We left at about 9AM and continued eastward on Highway No.1. This is a lovely drive, with beautiful mountains and lakes along the way.
In Revelstoke, we stopped to fill the tank, purchased our Discovery Pass to National Parks and Historic Sites and general information gathering. The last time we came by here was on our way back from Banff and we drove the winding road all the way to the Alpine meadows of the Mount Revelstoke National Park. It was late in the season so we missed the wild flowers, but the beauty of the town and the Park left their impressions. This time, we learned that there are hourly free shuttle bus to the meadows and it is the high season for the flowers. but since we have long ways to go, we just have to come back again for this Park, as well as the Glacial National Park, whose snow-capped peaks were so inviting, especially under a clear sunny day like today.

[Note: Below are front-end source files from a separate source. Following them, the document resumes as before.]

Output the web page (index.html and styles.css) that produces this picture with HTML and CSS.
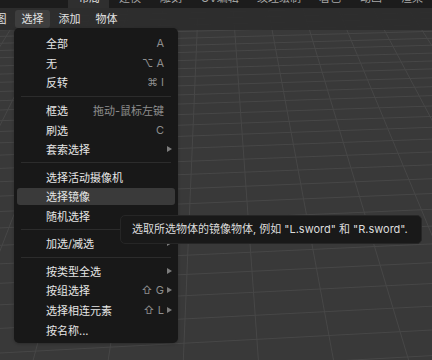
FILE: index.html
```html
<!DOCTYPE html>
<html lang="zh">
<head>
<meta charset="utf-8">
<title>选择菜单</title>
<link rel="stylesheet" href="styles.css">
</head>
<body>
<div class="app">
  <div class="topbar">
    <div class="tab"><span>布局</span></div>
    <div class="tab"><span>建模</span></div>
    <div class="tab"><span>雕刻</span></div>
    <div class="tab"><span>UV编辑</span></div>
    <div class="tab"><span>纹理绘制</span></div>
    <div class="tab"><span>着色</span></div>
    <div class="tab"><span>动画</span></div>
    <div class="tab"><span>渲染</span></div>
  </div>
  <div class="stage">
    <svg class="grid" viewBox="0 8 432 352" width="432" height="352" aria-hidden="true">
      <g stroke="#474747" stroke-width="1" fill="none">
        <line x1="23.5" y1="8" x2="-192" y2="360"/>
        <line x1="58.5" y1="8" x2="-117" y2="360"/>
        <line x1="93.4" y1="8" x2="-42" y2="360"/>
        <line x1="128.3" y1="8" x2="33.2" y2="360"/>
        <line x1="163.2" y1="8" x2="108.2" y2="360"/>
        <line x1="198.1" y1="8" x2="183.3" y2="360"/>
        <line x1="233.1" y1="8" x2="258.4" y2="360"/>
        <line x1="268" y1="8" x2="333.5" y2="360"/>
        <line x1="302.9" y1="8" x2="408.6" y2="360"/>
        <line x1="337.8" y1="8" x2="483.7" y2="360"/>
        <line x1="372.7" y1="8" x2="558.8" y2="360"/>
        <line x1="407.7" y1="8" x2="633.9" y2="360"/>

        <line x1="0" y1="17.6" x2="432" y2="6.5"/>
        <line x1="0" y1="23.6" x2="432" y2="12.4"/>
        <line x1="0" y1="29.9" x2="432" y2="18.4"/>
        <line x1="0" y1="36.4" x2="432" y2="24.7"/>
        <line x1="0" y1="43.3" x2="432" y2="31.3"/>
        <line x1="0" y1="50.5" x2="432" y2="38.3"/>
        <line x1="0" y1="57.7" x2="432" y2="45.2"/>
        <line x1="0" y1="65.9" x2="432" y2="53.1"/>
        <line x1="0" y1="74.1" x2="432" y2="61"/>
        <line x1="0" y1="82.3" x2="432" y2="68.9"/>
        <line x1="0" y1="91.5" x2="432" y2="77.8"/>
        <line x1="0" y1="100.7" x2="432" y2="86.7"/>
        <line x1="0" y1="110" x2="432" y2="95.6"/>
        <line x1="0" y1="120.7" x2="432" y2="106"/>
        <line x1="0" y1="131.5" x2="432" y2="116.4"/>
        <line x1="0" y1="142.8" x2="432" y2="127.3"/>
        <line x1="0" y1="155.1" x2="432" y2="139.1"/>
        <line x1="0" y1="168.4" x2="432" y2="152"/>
        <line x1="0" y1="181.7" x2="432" y2="164.8"/>
        <line x1="0" y1="196.1" x2="432" y2="178.7"/>
        <line x1="0" y1="211.5" x2="432" y2="193.5"/>
        <line x1="0" y1="227.9" x2="432" y2="209.3"/>
        <line x1="0" y1="245.3" x2="432" y2="226.1"/>
        <line x1="0" y1="263.8" x2="432" y2="243.9"/>
        <line x1="0" y1="283.3" x2="432" y2="262.7"/>
        <line x1="0" y1="304.8" x2="432" y2="283.5"/>
        <line x1="0" y1="328.4" x2="432" y2="306.2"/>
        <line x1="0" y1="353" x2="432" y2="330"/>
        <line x1="0" y1="379.7" x2="432" y2="355.6"/>
      </g>
    </svg>

    <div class="header">
      <div class="hitem">视图</div>
      <div class="hitem active">选择</div>
      <div class="hitem">添加</div>
      <div class="hitem">物体</div>
    </div>

    <div class="menu">
      <div class="row"><span class="label">全部</span><span class="key">A</span><span class="sub"></span></div>
      <div class="row"><span class="label">无</span><span class="key">⌥ A</span><span class="sub"></span></div>
      <div class="row"><span class="label">反转</span><span class="key">⌘ I</span><span class="sub"></span></div>
      <div class="sep"></div>
      <div class="row"><span class="label">框选</span><span class="key">拖动-鼠标左键</span><span class="sub"></span></div>
      <div class="row"><span class="label">刷选</span><span class="key">C</span><span class="sub"></span></div>
      <div class="row"><span class="label">套索选择</span><span class="key"></span><span class="sub"><svg viewBox="0 0 5 6" width="5" height="6"><polygon points="0,0 5,3 0,6" fill="#7c7c7c"/></svg></span></div>
      <div class="sep"></div>
      <div class="row"><span class="label">选择活动摄像机</span><span class="key"></span><span class="sub"></span></div>
      <div class="row hover"><span class="label">选择镜像</span><span class="key"></span><span class="sub"></span></div>
      <div class="row"><span class="label">随机选择</span><span class="key"></span><span class="sub"></span></div>
      <div class="sep"></div>
      <div class="row"><span class="label">加选/减选</span><span class="key"></span><span class="sub"><svg viewBox="0 0 5 6" width="5" height="6"><polygon points="0,0 5,3 0,6" fill="#7c7c7c"/></svg></span></div>
      <div class="sep"></div>
      <div class="row"><span class="label">按类型全选</span><span class="key"></span><span class="sub"><svg viewBox="0 0 5 6" width="5" height="6"><polygon points="0,0 5,3 0,6" fill="#7c7c7c"/></svg></span></div>
      <div class="row"><span class="label">按组选择</span><span class="key">⇧ G</span><span class="sub"><svg viewBox="0 0 5 6" width="5" height="6"><polygon points="0,0 5,3 0,6" fill="#7c7c7c"/></svg></span></div>
      <div class="row"><span class="label">选择相连元素</span><span class="key">⇧ L</span><span class="sub"><svg viewBox="0 0 5 6" width="5" height="6"><polygon points="0,0 5,3 0,6" fill="#7c7c7c"/></svg></span></div>
      <div class="row"><span class="label">按名称...</span><span class="key"></span><span class="sub"></span></div>
    </div>

    <div class="tooltip">选取所选物体的镜像物体, 例如 "L.sword" 和 "R.sword".</div>
  </div>
</div>
</body>
</html>
```

FILE: styles.css
```css
* { box-sizing: border-box; }

html, body {
  margin: 0;
  padding: 0;
  width: 432px;
  height: 360px;
  overflow: hidden;
  background: #393939;
}

body {
  font-family: "Inter", "DejaVu Sans", "Noto Sans CJK SC", sans-serif;
  font-size: 11px;
  color: #e4e4e4;
}

.app {
  display: flex;
  flex-direction: column;
  width: 432px;
  height: 360px;
}

.topbar {
  display: flex;
  height: 8px;
  padding-left: 68px;
  background: #1c1c1c;
  overflow: hidden;
  flex: none;
}

.tab {
  height: 8px;
  padding: 0 10px;
  overflow: hidden;
  color: #a8a8a8;
  line-height: 12px;
  white-space: nowrap;
}

.tab span {
  display: block;
  margin-top: -8px;
}

.tab:first-child {
  background: #2f2f2f;
  color: #e0e0e0;
}

.stage {
  position: relative;
  flex: 1;
  overflow: hidden;
  background: #393939;
}

.grid {
  position: absolute;
  left: 0;
  top: 0;
  display: block;
}

.header {
  position: relative;
  display: flex;
  gap: 2px;
  height: 22px;
  padding-top: 2px;
  margin-left: -22px;
  background: rgba(44, 44, 44, 0.93);
}

.hitem {
  width: 35px;
  height: 18px;
  line-height: 18px;
  text-align: center;
  border-radius: 3px;
  color: #e2e2e2;
}

.hitem.active {
  background: #3e3e3e;
}

.menu {
  position: absolute;
  left: 14px;
  top: 20px;
  width: 164px;
  display: flex;
  flex-direction: column;
  padding: 5px 0 3px;
  background: #181818;
  border-radius: 5px;
  box-shadow: 0 1px 3px rgba(0, 0, 0, 0.25);
}

.row {
  display: grid;
  grid-template-columns: 1fr auto 11px;
  align-items: center;
  height: 17px;
  margin: 1.4px 3px;
  padding-left: 29px;
  border-radius: 3px;
  white-space: nowrap;
  color: #e6e6e6;
}

.row.hover {
  background: #3a3a3a;
}

.key {
  color: #8e8e8e;
  text-align: right;
}

.sub {
  display: flex;
  justify-content: flex-end;
  align-items: center;
  padding-right: 3px;
}

.sub svg {
  display: block;
}

.sep {
  height: 1px;
  margin: 3.25px 7px;
  background: #2c2c2c;
  flex: none;
}

.tooltip {
  position: absolute;
  left: 120px;
  top: 207px;
  width: 302px;
  height: 29px;
  padding-left: 11px;
  line-height: 27px;
  background: #191919;
  border: 1px solid #262626;
  border-radius: 5px;
  color: #dcdcdc;
  white-space: nowrap;
}
```
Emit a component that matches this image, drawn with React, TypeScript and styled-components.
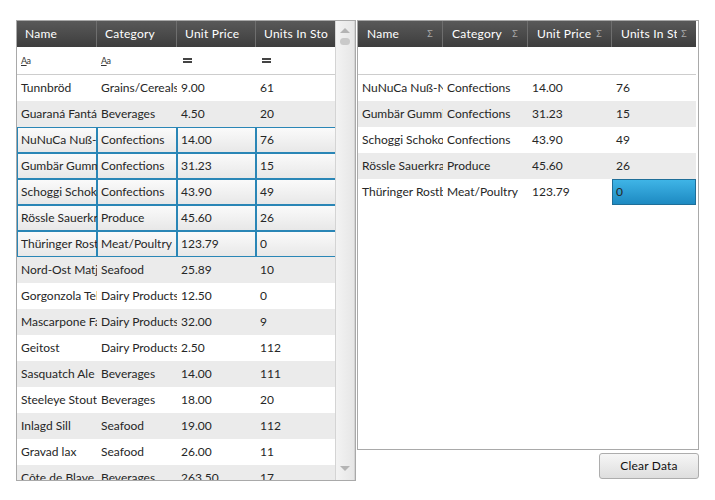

3:30 PM. We arrived at the camping site in Lake Louise. The change of time zone cost us an hour, so actually it is 4:30. This National Park camping site lies in the shadow of Temple Mountain with the singing Bow River running by. As we now are one day more experienced, we quickly set up the tent, had our supper and set out to Lake Louise while there are still sufficient daylight. We love this lake because its tranquility and elegance seem contagious. During our first visit here five years ago, we had afternoon tea in the Chateau. Seated under the window directly facing the glacial lake and the mountain, with beautiful harp music played live, we had a most memorable time. Since then, coming to Banff has been like visiting a friend--some good basis upon which new experience can be weaved into a rich tapestry of memories.
Moon Rise over Snow capped Temple Mountain
Day 2 in Banff. Sunny and Clear with a few clouds. Never had such good weather before. Yeh! We want to first visit Moraine Lake and the famous Ten Peak surround it. As this is a must visit for Banff National Park, we were advised to to before 10AM or after 5 PM to avoid the crowds.
To approach the Lake, we must drive through a rather narrow road cut out from woods. Then high mountain peaks begin to show. This year, due to the heavier than normal snow, we can still see snow piled on many of the mountains The water of Moraine Lake is translucent turquoise. The color combination and the exquisite contour of the rocky peaks are at once strikingly beautiful to behold and awe inspiring. Next to the parking, on the edge of the lake, there is a huge pile of moraine, a very popular ascent because it provides a higher angle to look into the far end of the lake.
We took the small trail along the lake. The high mountains sit quietly across the lake, as if watching over us. A few canoeists paddled by, their bright life vests and bright canoes provide yet another strong element into the picture. The water is so clear that the canoes seem to not touch the water at all. All is quiet, except for a few bird chirps and occasional footsteps.
When we left, cars were beginning to stream in and parking has become increasingly difficult.
Bow Lake is another lake that dreams are made of. It is right on Highway 93 so we can get a glimpse of it while driving If Moraine Lake is a coy maiden that one gets to know only by carefully exploring, then Bow Lake is a passionate woman that openly displays her beauty to invite you to get to know her. Highway 93 is in itself a uniquely scenic drive, with spectacular mountains rise on both sides, each with its own unique form as if to compete for attention and admiration.
In front of the Bow Lake is a viewpoint where travelers can really get close to the lake. Across the open lake are Crow mountains and glaciers. The color of the lake is again turquoise, but appears to be of a deeper shade. The surface of the lake does not reflect the blue sky nor the white cloud, not even the shadows of the mountains. Wind alone seems to be capable of interacting with the water, bringing ripples and wrinkles to the beautiful face of the lake.